James Martin (English, active in America 1794–1820), Judge William Noyes, ca. 1798. Pastel on paper. Florence Griswold Museum, Purchase with contributions from Geoffrey Paul, David Dangremond, John & Werneth Noyes, and Gay Myers
No subsequent reference to Crusa in Lyme has been found, but in 1824 the firm of Minard & Noyes, which sold sundries in nearby Salem, billed a colored woman named Cruse, so perhaps she lived there after being set at liberty. Whether she married or died young, whether she returned to visit her mother or her sister Nancy, whether she came back when her brother Prince Jr. died, whether she ever met the children of her niece Sabina, all of whom remained in Noyes households as free Blacks, is not known.
The Witness Stones Project, initiated in 2017 by retired Guilford teacher Dennis Culliton, derives from the Stolpersteine Project that marks more than 70,000 sites in European cities where victims of the Nazi holocaust last resided. Other Connecticut towns, including West Hartford, Suffield, New Haven, Greenwich, and Madison, have installed Witness Stones, and the Old Lyme initiative extends the Project along the shoreline.
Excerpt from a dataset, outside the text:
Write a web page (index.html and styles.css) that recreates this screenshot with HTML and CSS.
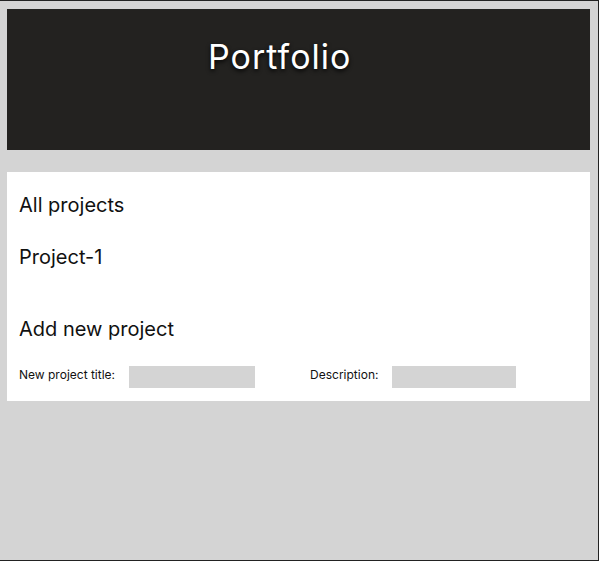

An interpretive map on the lawn of the Old Lyme-Phoebe Griffin Noyes Library allows visitors to follow the path of the Witness Stones, and an illustrated website provides details about those held in bondage. Additional plaques will be installed to mark other sites of enslavement in Lyme.
Interpretive sign on Lyme Street showing the locations of the Witness Stones in Old Lyme.
Installation of Crusa’s Witness Stone at the Florence Griswold Museum. June 1, 2021.
Witness Stone for Crusa, before installation.
[1] LLR, 28:113.
[2] Public Records of the Colony of Connecticut (May 1792), 7:379-380.